Sorry for the long delay since part one of this post, given my skipped installment a couple of weeks ago. If you need a quick refresher, I described the nuclear explosion inside my head that led to this massive, unwieldy serial I’m preparing to web-publish.
This week, I will tell a tale of a nostalgic Easter, some great friends, and how the conversation of what superpowers we’d all have set off a relentless train of thought that catalyzed the aforementioned nuclear explosion.
You may have heard of Friendsgiving, the growing tradition among millennials without families of their own yet, who also can’t afford to travel home for Thanksgiving. At my college alma mater, we also got an “Easter break”, for which I never once made the six-hour drive home for a brief four-day weekend. The result? A growing tradition my friends and I called “Friendster.”
A surprising number of us stayed for Easter break my senior year. Four of us congregated in my apartment, where we potlucked together a meal (quiche featured above) and spent the intermittent time plunging into the entire series of Teen Titans, recently purchased for the birthday of one of the friends present at the event.
I have a real problem with absorbing themes from media and trying to re-create them. Once upon a time, I watched a single episode of the X-Men animated series, and my 8 or 9-year-old self immediately (literally immediately– within the hour) devised my own intricate world to mimic it (and yes, small pieces of that saga made it into Casters’ Court).
I digress. The point is that, if you sit me down and put me in a world for several hours on end, I start trying to make my own version. The “what-ifs” explode. The “I’d-have-done-it-this-ways” crackle around the edges. Teen Titans was no exception.
Especially when the group began discussing what our superpowers and respective relationships would be if we were the Teen Titans.
Probably literally everyone . . . EVERYONE . . . has formed an imaginary superhero team with their friends before, but something about this was different. Maybe it was the fact that my friends had really solid ideas, or maybe it was the fact that I was really entrenched in the Teen Titans mythos at the time, or maybe a combination. Either way, we decided three things that stuck with me.
- The friend cooking the delicious quiche (who the Teen Titans DVDs belonged to) would secretly be a former villain who changed his identity and turned hero. Occasionally, he’d still take a joyride back through his former villainous enterprise. Sometimes, these joyrides would include . . .
- His best friend. In our friend group, he was one of a pair of sassy Slytherins (self-defined) who went to each other for all their Slytherin-y mischief. (I’m a Hufflepuff, in case you were wondering.) As both Slytherins were present at Friendster, they both received a role in our new regime. The powers of Slytherin #2 were hotly contested, but it was agreed upon that she and our sometimes-villainous quiche master would be total bros, supporting each other’s crazy antics and, in general, looking down on everyone else for fun.

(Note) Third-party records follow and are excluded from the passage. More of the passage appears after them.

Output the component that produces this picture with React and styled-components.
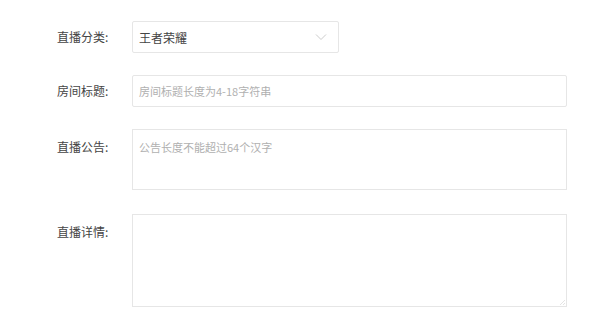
import React from 'react';
import styled, { createGlobalStyle } from 'styled-components';

const GlobalStyle = createGlobalStyle`
  html, body {
    margin: 0;
    padding: 0;
    background: #fff;
    font-family: "Noto Sans CJK SC", "Noto Sans", sans-serif;
  }
`;

const Form = styled.div`
  padding: 21px 0 0 57px;
  display: flex;
  flex-direction: column;
`;

const Row = styled.div`
  display: flex;
  align-items: ${p => (p.$top ? 'flex-start' : 'center')};
  margin-bottom: ${p => p.$gap || 22}px;
`;

const Label = styled.div`
  width: 75px;
  flex-shrink: 0;
  font-size: 12px;
  color: #444;
  line-height: 16px;
  padding-top: ${p => (p.$top ? '10px' : '0')};
`;

const Select = styled.div`
  box-sizing: border-box;
  width: 207px;
  height: 32px;
  border: 1px solid #e6e6e6;
  border-radius: 2px;
  display: flex;
  align-items: center;
  justify-content: space-between;
  padding: 0 11px 0 6px;
  font-size: 12px;
  color: #444;
`;

const Input = styled.div`
  box-sizing: border-box;
  width: 435px;
  height: 32px;
  border: 1px solid #e6e6e6;
  border-radius: 2px;
  display: flex;
  align-items: center;
  padding: 0 6px;
  font-size: 11px;
  color: #b0b0b0;
`;

const TextArea = styled.div`
  position: relative;
  box-sizing: border-box;
  width: 435px;
  height: ${p => p.$h}px;
  border: 1px solid #e6e6e6;
  padding: 9px 6px;
  font-size: 11px;
  line-height: 16px;
  color: #b0b0b0;
`;

const Grip = styled.svg`
  position: absolute;
  right: 0;
  bottom: 0;
`;

const Chevron = () => (
  <svg width="12" height="8" viewBox="0 0 12 8">
    <path d="M1 1.5 L6 6.5 L11 1.5" fill="none" stroke="#ccc" strokeWidth="1" />
  </svg>
);

export default function App() {
  return (
    <>
      <GlobalStyle />
      <Form>
        <Row>
          <Label>直播分类:</Label>
          <Select>
            <span>王者荣耀</span>
            <Chevron />
          </Select>
        </Row>
        <Row>
          <Label>房间标题:</Label>
          <Input>房间标题长度为4-18字符串</Input>
        </Row>
        <Row $top $gap={24}>
          <Label $top>直播公告:</Label>
          <TextArea $h={61}>公告长度不能超过64个汉字</TextArea>
        </Row>
        <Row $top>
          <Label $top>直播详情:</Label>
          <TextArea $h={93}>
            <Grip width="8" height="8" viewBox="0 0 8 8">
              <path d="M7 2 L2 7 M7 5 L5 7" stroke="#e4e4e4" strokeWidth="1" />
            </Grip>
          </TextArea>
        </Row>
      </Form>
    </>
  );
}
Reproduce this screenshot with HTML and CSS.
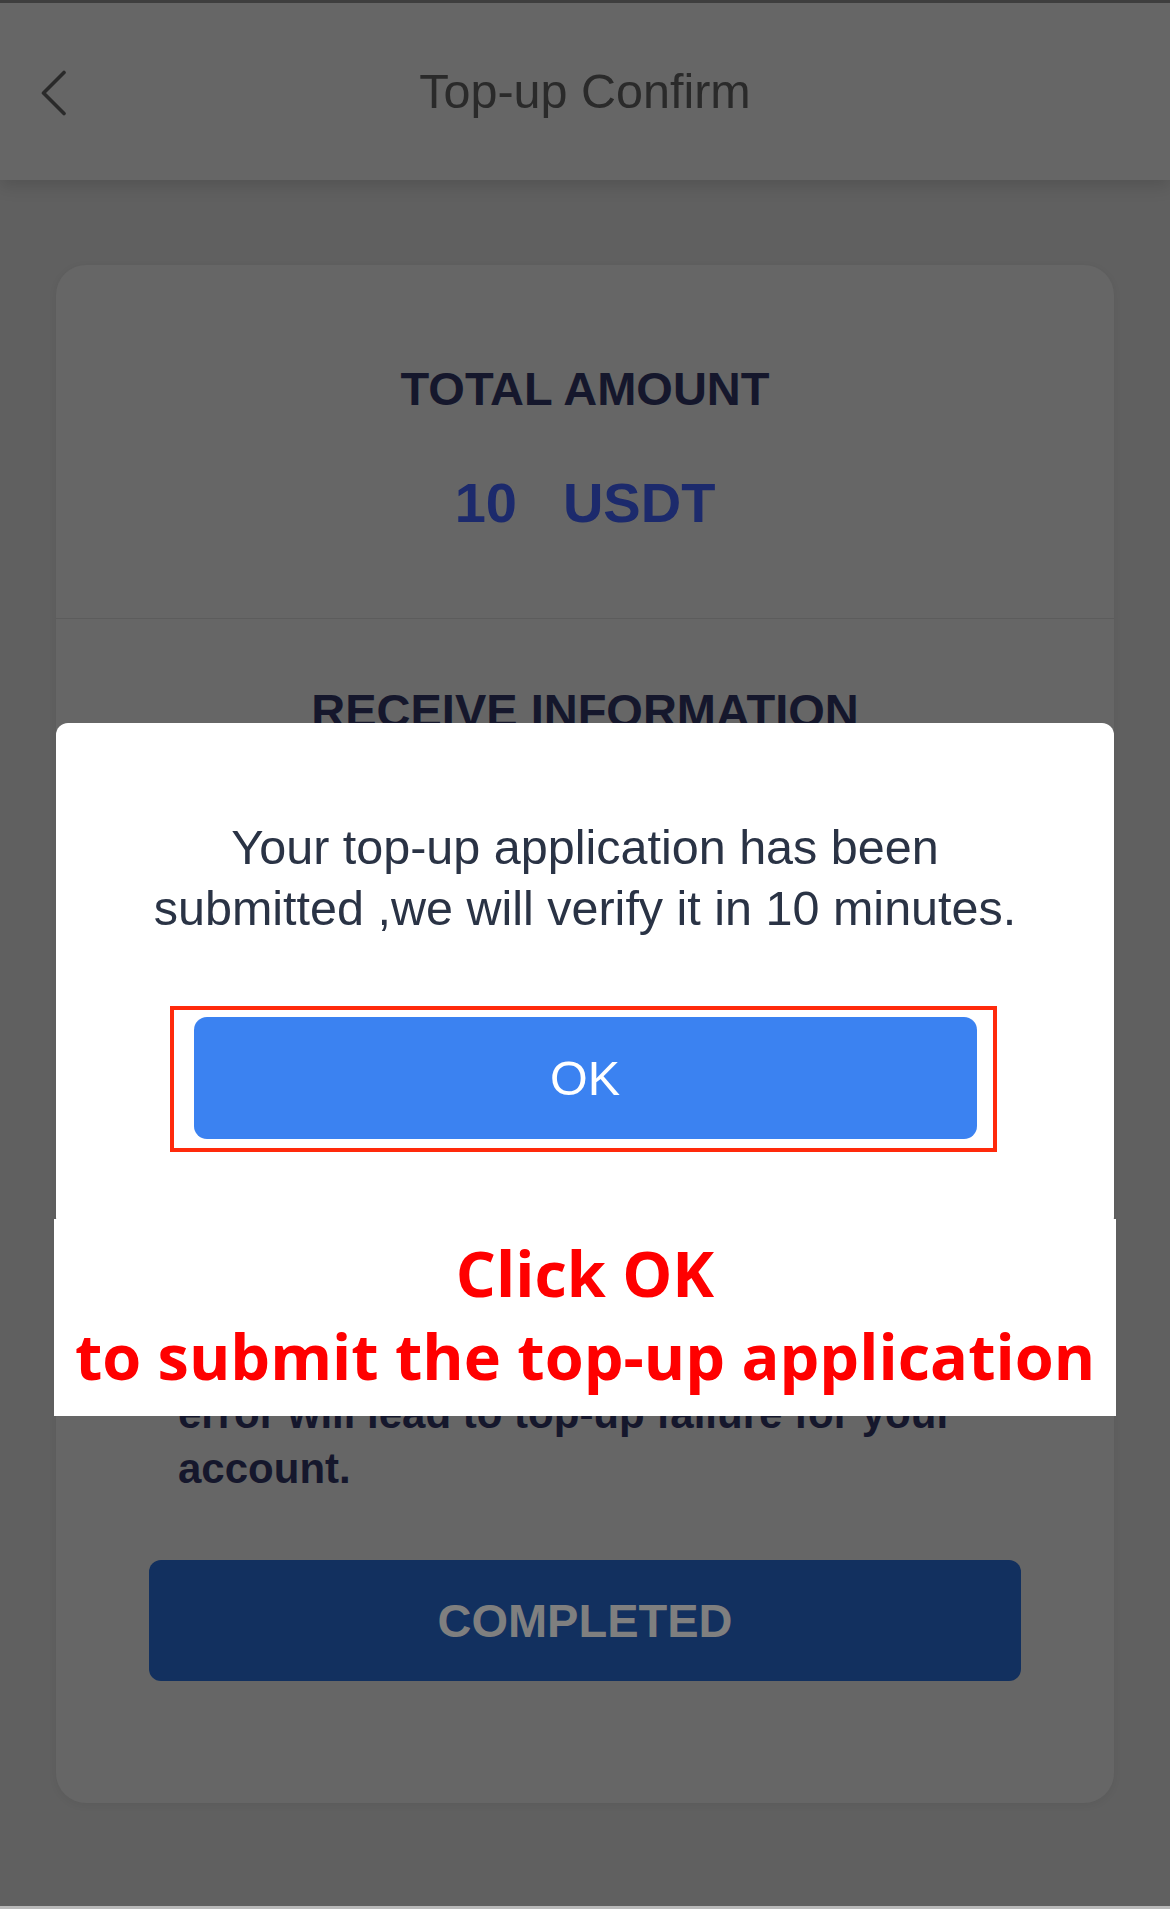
FILE: index.html
```html
<!DOCTYPE html>
<html lang="en">
<head>
<meta charset="utf-8">
<title>Top-up Confirm</title>
<link rel="stylesheet" href="styles.css">
</head>
<body>
<div class="screen">
  <header class="nav">
    <button class="back" aria-label="Back">
      <svg width="28" height="46" viewBox="0 0 28 46"><path d="M24 2.5 L3.5 23 L24 43.5" fill="none" stroke="#2a2a2a" stroke-width="3.6" stroke-linecap="round" stroke-linejoin="round"/></svg>
    </button>
    <h1 class="nav-title">Top-up Confirm</h1>
    <span class="nav-spacer"></span>
  </header>

  <main class="card">
    <section class="amount">
      <div class="label">TOTAL AMOUNT</div>
      <div class="value"><span>10</span><span>USDT</span></div>
    </section>
    <section class="receive">
      <div class="label">RECEIVE INFORMATION</div>
      <div class="qr" aria-hidden="true">
        <svg width="410" height="410" viewBox="0 0 41 41">
          <rect x="0" y="0" width="41" height="41" fill="#666"/>
          <path d="M2 2h9v9h-9z M4 4v5h5v-5z M30 2h9v9h-9z M32 4v5h5v-5z M2 30h9v9h-9z M4 32v5h5v-5z" fill="#15172c" fill-rule="evenodd"/>
          <path d="M5 5h3v3h-3z M33 5h3v3h-3z M5 33h3v3h-3z M14 3h2v2h-2z M18 5h3v2h-3z M14 9h4v2h-4z M22 10h3v3h-3z M14 14h5v2h-5z M24 16h4v3h-4z M30 15h2v6h-2z M34 18h4v2h-4z M3 15h3v3h-3z M8 19h4v2h-4z M16 20h3v4h-3z M21 22h5v2h-5z M29 25h3v3h-3z M35 24h3v4h-3z M14 28h3v3h-3z M19 30h4v2h-4z M25 31h2v6h-2z M30 33h5v2h-5z M16 35h3v3h-3z M35 36h3v2h-3z" fill="#15172c"/>
        </svg>
      </div>
      <p class="note">Please transfer the exact amount to the receiving address above. Any transfer error will lead to top-up failure for your account.</p>
      <button class="completed">COMPLETED</button>
    </section>
  </main>

  <div class="modal">
    <p class="modal-text">Your top-up application has been submitted ,we will verify it in 10 minutes.</p>
    <div class="ok-wrap">
      <button class="ok">OK</button>
      <span class="frame"></span>
    </div>
  </div>

  <div class="callout">
    <div>Click OK</div>
    <div>to submit the top-up application</div>
  </div>
</div>
</body>
</html>
```

FILE: styles.css
```css
* { box-sizing: border-box; }

html, body {
  margin: 0;
  padding: 0;
  background: #606060;
}

.screen {
  position: relative;
  width: 1170px;
  height: 1909px;
  overflow: hidden;
  background: #606060;
  border-bottom: 3px solid #b9b9b9;
  font-family: "Liberation Sans", Arial, sans-serif;
}

/* Header */
.nav {
  position: relative;
  z-index: 1;
  height: 180px;
  border-top: 3px solid #3e3e3e;
  background: #666666;
  display: grid;
  grid-template-columns: 1fr auto 1fr;
  align-items: center;
  box-shadow: 0 6px 16px rgba(0, 0, 0, 0.14);
}

.back {
  justify-self: start;
  margin-left: 40px;
  margin-top: 2px;
  padding: 0;
  border: 0;
  background: none;
  display: flex;
}

.nav-title {
  margin: 0;
  font-size: 48.5px;
  line-height: 1;
  font-weight: normal;
  color: #2a2a2a;
}

/* Card */
.card {
  margin: 85px 56px 0;
  background: #666666;
  border-radius: 30px;
  box-shadow: 0 2px 8px rgba(0, 0, 0, 0.06);
}

.label {
  font-size: 47px;
  line-height: 56px;
  font-weight: bold;
  color: #15172c;
  text-align: center;
}

.amount {
  padding: 96px 0 82px;
  border-bottom: 1px solid #5c5c5c;
}

.value {
  margin-top: 53px;
  display: flex;
  justify-content: center;
  gap: 46px;
  font-size: 56px;
  line-height: 66px;
  font-weight: bold;
  color: #1c2a6c;
}

.receive {
  padding: 64px 93px 122px;
}

.qr {
  width: 410px;
  height: 410px;
  margin: 50px auto 0;
}

.qr svg {
  display: block;
}

.note {
  margin: 77px 0 0 29px;
  font-size: 42px;
  line-height: 55px;
  font-weight: bold;
  color: #15172c;
}

.completed {
  display: block;
  width: 100%;
  height: 121px;
  margin-top: 64px;
  border: 0;
  border-radius: 12px;
  background: #12305f;
  color: #7f7f7f;
  font-family: "Liberation Sans", Arial, sans-serif;
  font-size: 47px;
  font-weight: bold;
}

/* Modal */
.modal {
  position: absolute;
  top: 723px;
  left: 56px;
  width: 1058px;
  padding: 94px 90px 90px;
  background: #ffffff;
  border-radius: 12px;
  text-align: center;
}

.modal-text {
  margin: 0;
  font-size: 48.5px;
  line-height: 61px;
  color: #2a3345;
}

.ok-wrap {
  position: relative;
  width: 783px;
  margin: 78px auto 0;
}

.ok {
  display: block;
  width: 100%;
  height: 122px;
  border: 0;
  border-radius: 13px;
  background: #3b82f1;
  color: #ffffff;
  font-family: "Liberation Sans", Arial, sans-serif;
  font-size: 48.5px;
}

.frame {
  position: absolute;
  top: -11px;
  bottom: -13px;
  left: -24px;
  right: -20px;
  border: 4px solid #ff2a0c;
  pointer-events: none;
}

/* Annotation */
.callout {
  position: absolute;
  top: 1219px;
  left: 54px;
  width: 1062px;
  height: 197px;
  padding-top: 12px;
  background: #ffffff;
  text-align: center;
  white-space: nowrap;
  font-family: "Open Sans", "Noto Sans", sans-serif;
  font-weight: 700;
  font-size: 63px;
  line-height: 83px;
  color: #ff0000;
}
```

- Then, there’s me. I had absolutely no say in what my powers or backstory were, but I’m kind of glad I didn’t, because the Slytherins jumped all over that, and what they decided made so much sense. The consensus was almost immediate. I would have cool shield powers that could be used to, well, shield, duh, but could also be used as a weapon. I furrowed my brow and fought to come up with something more interesting while they informed me that I had once gotten romantically entangled with some mind-warping supervillain who made me his stooge and screwed with my head in a lot of ways. The backstory, I conceded, was super interesting, and it really did explain the whole shield thing.
It didn’t take me long to find and plug in powers for quiche-master, who would absolutely be a mischievous Jack-of-all-trades type. I had a very loosely-defined concept tucked away about an anthropomorphic immortal bird guardian. Slytherin #2’s personality snapped into that character like a puzzle piece, and she and the former-villain character had INSTANT, tangible best friend chemistry in my head. And the shield girl? No effort required. She bubbled up from some deep recesses of my soul without me having to even try– impressive superhero name included.
I didn’t tell my friend about most of these plots until much later, considering they weren’t canon to what we’d discussed that fateful Friendster. The concepts kept circling, though. The characters kept cropping up, but I had no plot to put them on. Superheroes, I scoffed. Why would I write a story about superheroes?
Occasionally, after all of this, I still ask myself that question.